Effect of nanoparticles on the anticorrosion and mechanical properties of epoxy coating

Homogeneous epoxy coatings containing nanoparticles of SiO₂, Zn, Fe₂O₃ and halloysite clay were successfully synthesized on steel substrates by room-temperature curing of a fully mixed epoxy slurry diluted by acetone. The surface morphology and mechanical properties of these coatings were characterized by scanning electron microscopy and atomic force microscopy, respectively. The effect of incorporating various nanoparticles on the corrosion resistance of epoxy-coated steel was investigated by potentiodynamic polarization and electrochemical impedance spectroscopy. The electrochemical monitoring of the coated steel over 28 days of immersion in both 0.3 wt.% and 3 wt.% NaCl solutions suggested the beneficial role of nanoparticles in significantly improving the corrosion resistance of the coated steel, with the Fe₂O₃ and halloysite clay nanoparticles being the best.
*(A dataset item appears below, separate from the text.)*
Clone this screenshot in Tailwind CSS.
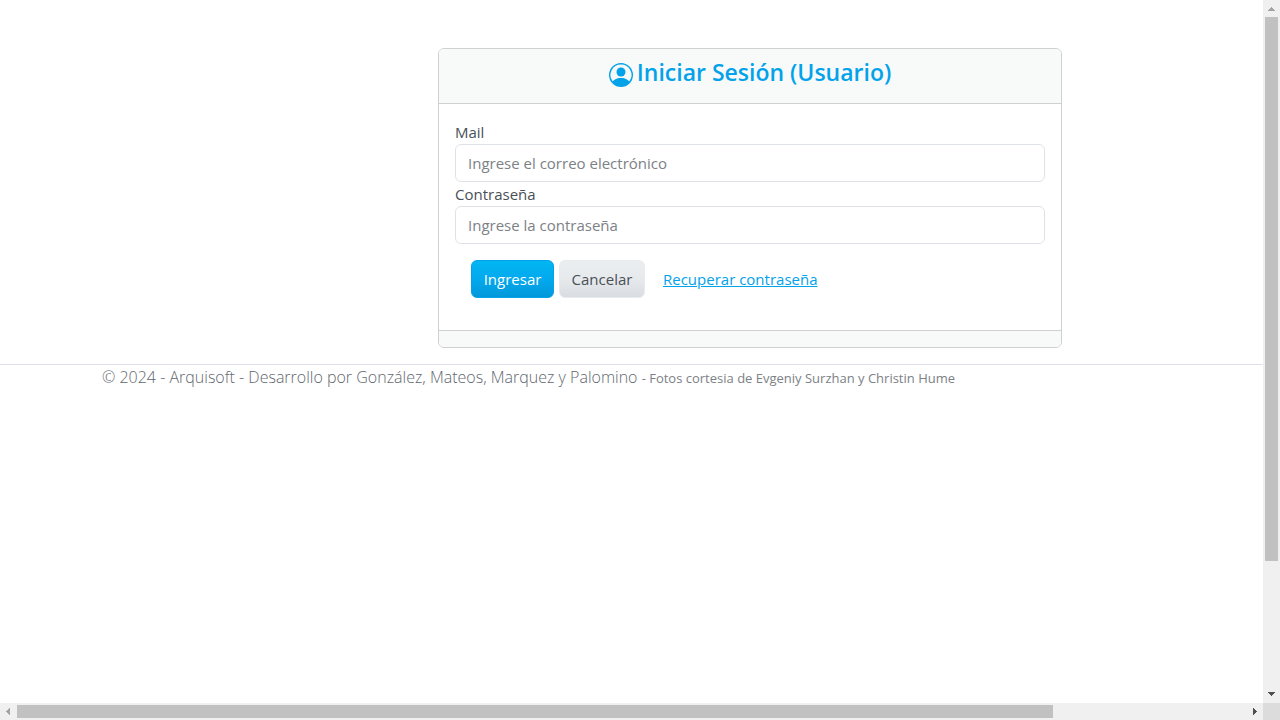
<!DOCTYPE html>
<html lang="es">
<head>
<meta charset="utf-8">
<meta name="viewport" content="width=device-width, initial-scale=1">
<title>Iniciar Sesión</title>
<script src="https://cdn.jsdelivr.net/npm/@tailwindcss/browser@4"></script>
</head>
<body class="grid h-screen grid-cols-[minmax(0,1fr)_17px] grid-rows-[minmax(0,1fr)_17px] overflow-hidden bg-white font-['Open_Sans','Noto_Sans',sans-serif] text-[15px] leading-6 text-[#495057]">
  <div class="overflow-hidden">
    <div class="w-[calc(100%+237px)] pt-12">
      <main class="mx-auto max-w-[624px] overflow-hidden rounded-md border border-[#cfd1d1]">
        <header class="flex h-[55px] items-start justify-center gap-1 border-b border-[#cfd1d1] bg-[#f8fafa] pt-2 text-[#03a2e9]">
          <svg class="mt-[6px] size-6" viewBox="0 0 16 16" fill="currentColor" aria-hidden="true">
            <path d="M11 6a3 3 0 1 1-6 0 3 3 0 0 1 6 0"/>
            <path fill-rule="evenodd" d="M0 8a8 8 0 1 1 16 0A8 8 0 0 1 0 8m8-7a7 7 0 0 0-5.468 11.37C3.242 11.226 4.805 10 8 10s4.757 1.225 5.468 2.37A7 7 0 0 0 8 1"/>
          </svg>
          <h1 class="text-[23px] leading-[30px] font-semibold">Iniciar Sesión (Usuario)</h1>
        </header>
        <form class="px-4 pt-4 pb-8" onsubmit="return false">
          <label for="mail" class="block">Mail</label>
          <input id="mail" type="email" placeholder="Ingrese el correo electrónico" class="block h-[38px] w-full rounded-md border border-[#dee2e6] bg-white px-3 placeholder:text-[#7c8186]">
          <label for="clave" class="block">Contraseña</label>
          <input id="clave" type="password" placeholder="Ingrese la contraseña" class="block h-[38px] w-full rounded-md border border-[#dee2e6] bg-white px-3 placeholder:text-[#7c8186]">
          <div class="flex items-center px-4 pt-4">
            <button type="submit" class="h-[38px] w-[83px] rounded-md border border-[#03a2e9] bg-linear-to-b from-[#02b6f2] via-[#03a9ee] to-[#0298da] text-white">Ingresar</button>
            <button type="button" class="ml-[5px] h-[38px] w-[86px] rounded-md border border-[#e9ecef] bg-linear-to-b from-[#ebeef1] via-[#e7eaed] to-[#d9dce0]">Cancelar</button>
            <a href="#" class="ml-[18px] text-[#03a2e9] underline">Recuperar contraseña</a>
          </div>
        </form>
        <div class="h-[17px] border-t border-[#cfd1d1] bg-[#f8fafa]"></div>
      </main>
      <footer class="mt-4 border-t border-[#dee2e6]">
        <p class="mx-auto max-w-[1296px] text-base font-light whitespace-nowrap text-[#5f676e]">© 2024 - Arquisoft - Desarrollo por González, Mateos, Marquez y Palomino <small class="text-[13px] font-normal text-[#7c8186]">- Fotos cortesia de Evgeniy Surzhan y Christin Hume</small></p>
      </footer>
    </div>
  </div>
  <div class="flex flex-col items-center bg-[#f0f0f0]" aria-hidden="true">
    <svg class="h-[17px] w-[17px] shrink-0" viewBox="0 0 17 17" fill="#a3a3a3" shape-rendering="crispEdges"><path d="M8 7h1v1h1v1h1v1h1v1H5v-1h1V9h1V8h1z"/></svg>
    <div class="h-[77.4%] w-[13px] bg-[#c1c1c1]"></div>
    <svg class="mt-auto h-[17px] w-[17px] shrink-0" viewBox="0 0 17 17" fill="#505050" shape-rendering="crispEdges"><path d="M5 6h7v1h-1v1h-1v1H9v1H8V9H7V8H6V7H5z"/></svg>
  </div>
  <div class="flex items-center bg-[#f0f0f0]" aria-hidden="true">
    <svg class="h-[17px] w-[17px] shrink-0" viewBox="0 0 17 17" fill="#a3a3a3" shape-rendering="crispEdges"><path d="M10 5v7H9v-1H8v-1H7V9H6V8h1V7h1V6h1V5z"/></svg>
    <div class="h-[13px] w-[82%] bg-[#c1c1c1]"></div>
    <svg class="ml-auto h-[17px] w-[17px] shrink-0" viewBox="0 0 17 17" fill="#505050" shape-rendering="crispEdges"><path d="M7 5h1v1h1v1h1v1h1v1h-1v1H9v1H8v1H7z"/></svg>
  </div>
  <div class="bg-[#dcdcdc]"></div>
</body>
</html>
The SiO₂ nanoparticles were found to significantly improve the microstructure of the coating matrix and thus enhanced both the anticorrosive performance and Young's modulus of the epoxy coating. In addition to enhancing the coating barrier performance, at least another mechanism was at work to account for the role of the nanoparticles in improving the anticorrosive performance of these epoxy coatings.